Culture
"Mio padre scriveva i decori funebri: così io combatto la morte con le parole"
Membro della Società Milanese di Psicoanalisi e direttore dell’Irpa, lo psicoanalista Massimo Recalcati racconta su Affari le sue fatiche letterarie più celebri
Racconta in “A libro aperto”, di come la scrittura calligrafica di suo padre per le corone funerarie, in caratteri d’oro, sia stata la porta d’ingresso ai libri. Suggestione forte, che fa pensare al tema dell’eredità che ha affrontato anche nel volume “Il complesso di Telemaco.”
E’ un ricordo della mia infanzia, è la mia scena primaria, come direbbe Freud.
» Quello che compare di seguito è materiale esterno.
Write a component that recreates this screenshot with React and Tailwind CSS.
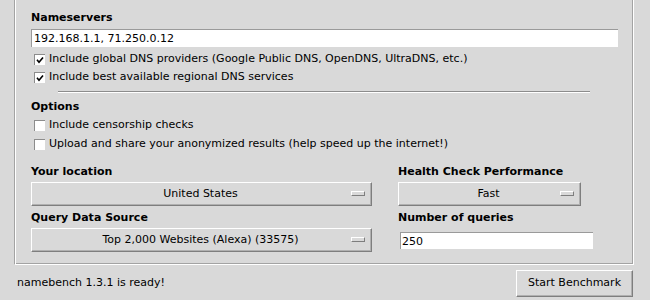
import React from 'react';

const font = { fontFamily: '"DejaVu Sans", "Liberation Sans", sans-serif' };

const CheckBox = ({ checked }) => (
  <span className="w-[11px] h-[11px] bg-white border-t border-l border-[#8c8c8c] flex items-center justify-center">
    {checked && (
      <svg width="8" height="8" viewBox="0 0 8 8">
        <path d="M1 3.8 L3 6.2 L7 1.4" stroke="#000" strokeWidth="1.6" fill="none" />
      </svg>
    )}
  </span>
);

const Option = ({ checked, label, className = '' }) => (
  <div className={`flex items-center h-[18px] pl-[3px] gap-[4px] ${className}`}>
    <CheckBox checked={checked} />
    <span>{label}</span>
  </div>
);

const Select = ({ value, width }) => (
  <div
    className={`${width} h-[24px] flex items-center border border-t-white border-l-white border-r-[#7e7e7e] border-b-[#7e7e7e] shadow-[inset_-1px_-1px_0_#b0b0b0] relative`}
  >
    <span className="flex-1 text-center pr-[2px]">{value}</span>
    <span className="absolute right-[6px] top-[8px] w-[14px] h-[5px] border border-t-white border-l-white border-r-[#7e7e7e] border-b-[#7e7e7e] bg-[#d9d9d9]" />
  </div>
);

const Label = ({ children, className = '' }) => (
  <div className={`font-bold h-[15px] leading-[15px] ${className}`}>{children}</div>
);

export default function App() {
  return (
    <div className="w-[650px] h-[300px] bg-[#d9d9d9] overflow-hidden text-[11px] text-black" style={font}>
      {/* settings frame, top edge is cut off */}
      <div className="ml-[14px] w-[620px] h-[265px] pt-[10px] border-l border-l-[#a3a3a3] border-r border-r-white border-b border-b-white shadow-[inset_1px_0_0_#fff,inset_-1px_-1px_0_#a3a3a3] pl-[16px]">
        <Label>Nameservers</Label>
        <div className="mt-[4px] w-[587px] h-[18px] bg-white border-t border-l border-[#9a9a9a] flex items-center pl-[2px] leading-none">
          192.168.1.1, 71.250.0.12
        </div>
        <Option className="mt-[3px]" checked label="Include global DNS providers (Google Public DNS, OpenDNS, UltraDNS, etc.)" />
        <Option checked label="Include best available regional DNS services" />
        <div className="ml-[27px] mt-[5px] w-[532px] h-[2px] border-t border-t-[#8c8c8c] border-b border-b-white" />

        <Label className="mt-[6px]">Options</Label>
        <Option className="mt-[2px]" label="Include censorship checks" />
        <Option className="mt-[1px]" label="Upload and share your anonymized results (help speed up the internet!)" />

        <div className="flex mt-[11px]">
          <div className="w-[367px]">
            <Label>Your location</Label>
            <div className="mt-[3px]">
              <Select value="United States" width="w-[341px]" />
            </div>
            <Label className="mt-[4px]">Query Data Source</Label>
            <div className="mt-[3px]">
              <Select value="Top 2,000 Websites (Alexa) (33575)" width="w-[341px]" />
            </div>
          </div>
          <div>
            <Label>Health Check Performance</Label>
            <div className="mt-[3px]">
              <Select value="Fast" width="w-[183px]" />
            </div>
            <Label className="mt-[4px]">Number of queries</Label>
            <div className="mt-[7px] ml-[2px] w-[193px] h-[17px] bg-white border-t border-l border-[#9a9a9a] flex items-center pl-[1px] leading-none">
              250
            </div>
          </div>
        </div>
      </div>

      {/* status bar */}
      <div className="flex items-center justify-between pl-[17px] pr-[17px] mt-[5px]">
        <span>namebench 1.3.1 is ready!</span>
        <button className="w-[117px] h-[27px] border border-t-white border-l-white border-r-[#7e7e7e] border-b-[#7e7e7e] shadow-[inset_-1px_-1px_0_#b0b0b0] bg-[#d9d9d9]">
          Start Benchmark
        </button>
      </div>
    </div>
  );
}
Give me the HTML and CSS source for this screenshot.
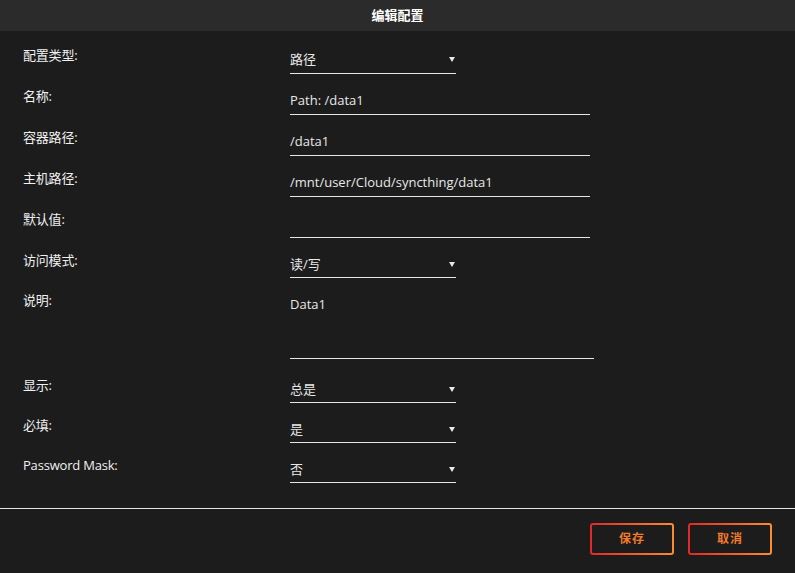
FILE: index.html
```html
<!DOCTYPE html>
<html>
<head>
<meta charset="utf-8">
<title>编辑配置</title>
<link rel="stylesheet" href="styles.css">
</head>
<body>
<div class="title">编辑配置</div>
<div class="form">
<div class="row"><div class="lbl">配置类型:</div><div class="field sel">路径<span class="arrow"></span></div></div>
<div class="row"><div class="lbl">名称:</div><div class="field txt">Path: /data1</div></div>
<div class="row"><div class="lbl">容器路径:</div><div class="field txt">/data1</div></div>
<div class="row"><div class="lbl">主机路径:</div><div class="field txt">/mnt/user/Cloud/syncthing/data1</div></div>
<div class="row"><div class="lbl">默认值:</div><div class="field txt"></div></div>
<div class="row short"><div class="lbl">访问模式:</div><div class="field sel">读/写<span class="arrow"></span></div></div>
<div class="row tall"><div class="lbl">说明:</div><div class="field area">Data1</div></div>
<div class="row short gap"><div class="lbl">显示:</div><div class="field sel">总是<span class="arrow"></span></div></div>
<div class="row short"><div class="lbl">必填:</div><div class="field sel">是<span class="arrow"></span></div></div>
<div class="row short"><div class="lbl">Password Mask:</div><div class="field sel">否<span class="arrow"></span></div></div>
</div>
<div class="footer">
<div class="btn">保存</div>
<div class="btn">取消</div>
</div>
</body>
</html>
```

FILE: styles.css
```css
body{
margin:0;
background:#1c1c1c;
color:#f0f0f0;
font-family:"Open Sans","Noto Sans CJK SC",sans-serif;
font-size:13px;
}
.title{
height:31px;
line-height:31px;
background:#2b2b2b;
text-align:center;
font-weight:bold;
font-size:13px;
color:#fff;
}
.form{
padding:2px 0 0 23px;
}
.row{
display:flex;
height:41px;
}
.row.short{
height:40px;
}
.row.tall{
height:81px;
}
.row.gap{
margin-top:4px;
}
.lbl{
width:267px;
padding-top:14px;
line-height:16px;
letter-spacing:-0.2px;
}
.field{
box-sizing:border-box;
height:100%;
padding-top:18px;
line-height:16px;
border-bottom:1px solid #e6e6e6;
color:#e8e8e8;
}
.sel{
width:166px;
display:flex;
justify-content:space-between;
}
.txt{
width:300px;
}
.area{
width:304px;
}
.arrow{
width:0;
height:0;
margin:6px 1px 0 0;
border-top:5px solid #e8e8e8;
border-left:3px solid transparent;
border-right:3px solid transparent;
}
.footer{
margin-top:25px;
border-top:1px solid #e6e6e6;
padding:14px 23px 18px 0;
display:flex;
justify-content:flex-end;
gap:14px;
}
.btn{
box-sizing:border-box;
width:84px;
height:32px;
line-height:28px;
text-align:center;
font-weight:bold;
font-size:12px;
letter-spacing:1px;
color:#f07a2c;
border:2px solid transparent;
border-radius:3px;
background:linear-gradient(#1c1c1c,#1c1c1c) padding-box,linear-gradient(90deg,#e22828,#ff8c2f) border-box;
}
```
Scoprivo di notte mio padre, fiorista di paese, scrivere con una pittura d’oro le frasi con le quali i parenti del defunto lo salutavano sui nastri che addobbavano le corone di fiori. La scrittura per me è un modo per ritardare la morte, per rinviare il suo marchio. In questo senso ho ereditato il lavoro di mio padre… Scrivere, creare, generare è un modo per non lasciare alla morte l’ultima parola. Per questo per me negli anni scrivere è diventato come respirare. Non lo sanno coloro che mi criticano perché pubblico troppi libri… La mia grafomania ha in realtà questa origine intima: spiare nella notte mio padre nel suo corpo a corpo con l’ombra spessa della morte. Mettere dell’oro sulla sua ferita.
“La violenza barbara della guerra può esistere solo perché la lezione del libro non è stata ascoltata.” Di un’attualità sorprendente…
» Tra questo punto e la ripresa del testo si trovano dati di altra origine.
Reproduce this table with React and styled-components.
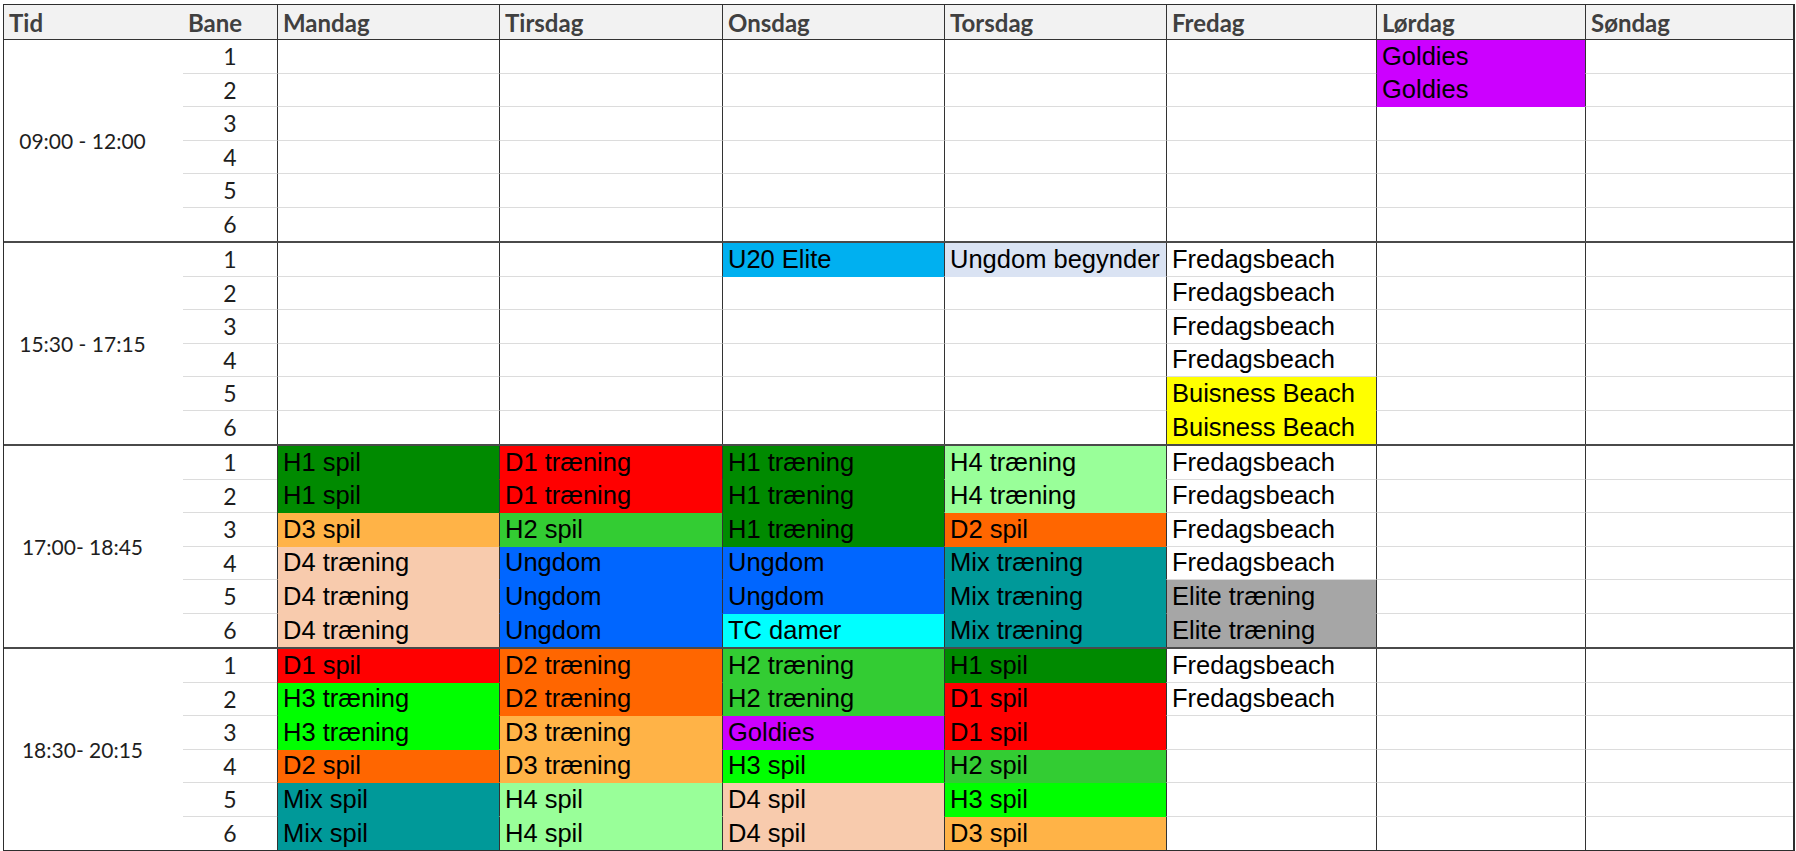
import React from 'react';
import styled, { createGlobalStyle } from 'styled-components';

const GlobalStyle = createGlobalStyle`
  html, body {
    margin: 0;
    padding: 0;
    background: #ffffff;
  }
  body {
    font-family: "Liberation Sans", Arial, sans-serif;
  }
`;

const COLS = '179px 94px 222px 223px 222px 222px 210px 209px 208px';

const Page = styled.div`
  padding: 4px 0 0 3px;
`;

const Sheet = styled.div`
  width: max-content;
  border: 1px solid #2e2e2e;
  border-right-width: 2px;
  border-bottom-width: 2px;
`;

const HeaderRow = styled.div`
  display: grid;
  grid-template-columns: ${COLS};
  height: 35px;
  background: #f2f2f2;
  border-bottom: 1px solid #333;
  box-sizing: border-box;
`;

const HeadCell = styled.div`
  display: flex;
  align-items: center;
  padding-left: 5px;
  font-family: Lato, "Open Sans", sans-serif;
  font-weight: 700;
  font-size: 24px;
  color: #404040;
  border-left: ${p => (p.$line ? '1px solid #333' : 'none')};
  box-sizing: border-box;
`;

const Group = styled.div`
  display: grid;
  grid-template-columns: ${COLS};
  grid-template-rows: repeat(6, 33.5px);
  border-top: ${p => (p.$first ? 'none' : '2px solid #4a4a4a')};
`;

const TimeCell = styled.div`
  grid-row: 1 / span 6;
  display: flex;
  align-items: center;
  justify-content: center;
  padding-right: 22px;
  font-family: Lato, "Open Sans", sans-serif;
  font-size: 21px;
  color: #1e1e1e;
`;

const LaneCell = styled.div`
  display: flex;
  align-items: center;
  justify-content: center;
  font-family: Lato, "Open Sans", sans-serif;
  font-size: 23px;
  color: #1e1e1e;
  border-bottom: ${p => (p.$last ? 'none' : '1px solid #dcdcdc')};
  box-sizing: border-box;
`;

const DayCell = styled.div`
  display: flex;
  align-items: flex-end;
  padding: 0 0 1px 5px;
  background: ${p => p.$bg || '#ffffff'};
  border-left: 1px solid #333;
  border-bottom: ${p => (p.$last ? 'none' : `1px solid ${p.$bg || '#dcdcdc'}`)};
  box-sizing: border-box;
  font-size: 25.5px;
  line-height: 31px;
  color: #000;
  white-space: nowrap;
  overflow: hidden;
`;

const C = {
  goldies: '#cc00ff',
  u20: '#00b0f0',
  ubeg: '#dae3f3',
  yellow: '#ffff00',
  h1: '#008a00',
  d1: '#ff0000',
  h4: '#99ff99',
  d3: '#ffb347',
  h2: '#33cc33',
  d2: '#ff6600',
  d4: '#f8cbad',
  ung: '#0066ff',
  tc: '#00ffff',
  mix: '#009999',
  elite: '#a6a6a6',
  h3: '#00ff00',
};

const c = (text, color) => ({ text, color });
const rep = (n, cell) => Array.from({ length: n }, () => cell);
const empty = rep(6, null);

const days = ['Mandag', 'Tirsdag', 'Onsdag', 'Torsdag', 'Fredag', 'Lørdag', 'Søndag'];

const groups = [
  {
    time: '09:00 - 12:00',
    cols: [
      empty, empty, empty, empty, empty,
      [...rep(2, c('Goldies', C.goldies)), ...rep(4, null)],
      empty,
    ],
  },
  {
    time: '15:30 - 17:15',
    cols: [
      empty,
      empty,
      [c('U20 Elite', C.u20), ...rep(5, null)],
      [c('Ungdom begynder', C.ubeg), ...rep(5, null)],
      [...rep(4, c('Fredagsbeach')), ...rep(2, c('Buisness Beach', C.yellow))],
      empty,
      empty,
    ],
  },
  {
    time: '17:00- 18:45',
    cols: [
      [c('H1 spil', C.h1), c('H1 spil', C.h1), c('D3 spil', C.d3), ...rep(3, c('D4 træning', C.d4))],
      [...rep(2, c('D1 træning', C.d1)), c('H2 spil', C.h2), ...rep(3, c('Ungdom', C.ung))],
      [...rep(3, c('H1 træning', C.h1)), ...rep(2, c('Ungdom', C.ung)), c('TC damer', C.tc)],
      [...rep(2, c('H4 træning', C.h4)), c('D2 spil', C.d2), ...rep(3, c('Mix træning', C.mix))],
      [...rep(4, c('Fredagsbeach')), ...rep(2, c('Elite træning', C.elite))],
      empty,
      empty,
    ],
  },
  {
    time: '18:30- 20:15',
    cols: [
      [c('D1 spil', C.d1), ...rep(2, c('H3 træning', C.h3)), c('D2 spil', C.d2), ...rep(2, c('Mix spil', C.mix))],
      [...rep(2, c('D2 træning', C.d2)), ...rep(2, c('D3 træning', C.d3)), ...rep(2, c('H4 spil', C.h4))],
      [...rep(2, c('H2 træning', C.h2)), c('Goldies', C.goldies), c('H3 spil', C.h3), ...rep(2, c('D4 spil', C.d4))],
      [c('H1 spil', C.h1), ...rep(2, c('D1 spil', C.d1)), c('H2 spil', C.h2), c('H3 spil', C.h3), c('D3 spil', C.d3)],
      [...rep(2, c('Fredagsbeach')), ...rep(4, null)],
      empty,
      empty,
    ],
  },
];

const lanes = [0, 1, 2, 3, 4, 5];

export default function App() {
  return (
    <Page>
      <GlobalStyle />
      <Sheet>
        <HeaderRow>
          <HeadCell>Tid</HeadCell>
          <HeadCell>Bane</HeadCell>
          {days.map(d => (
            <HeadCell key={d} $line>{d}</HeadCell>
          ))}
        </HeaderRow>
        {groups.map((g, gi) => (
          <Group key={g.time} $first={gi === 0}>
            <TimeCell>{g.time}</TimeCell>
            {lanes.map(i => (
              <React.Fragment key={i}>
                <LaneCell $last={i === 5}>{i + 1}</LaneCell>
                {g.cols.map((col, di) => {
                  const cell = col[i];
                  return (
                    <DayCell key={di} $bg={cell && cell.color} $last={i === 5}>
                      {cell ? cell.text : ''}
                    </DayCell>
                  );
                })}
              </React.Fragment>
            ))}
          </Group>
        ))}
      </Sheet>
    </Page>
  );
}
La lezione del libro è quella del pluralismo delle lingue, è quella del mare aperto. Non esiste una sola lingua, non esiste un solo libro. Esseri umani significa essere esposti alla necessità della traduzione, alla moltiplicazione delle lingue. E’ lo strano miracolo della Pentecoste. Ogni lingua deve essere rispettata nella sua particolarità ma nessuna lingua può imporre questa particolarità sulla particolarità delle altre lingue. E’ il miracolo della traduzione come esercizio che non ha mai un termine definitivo.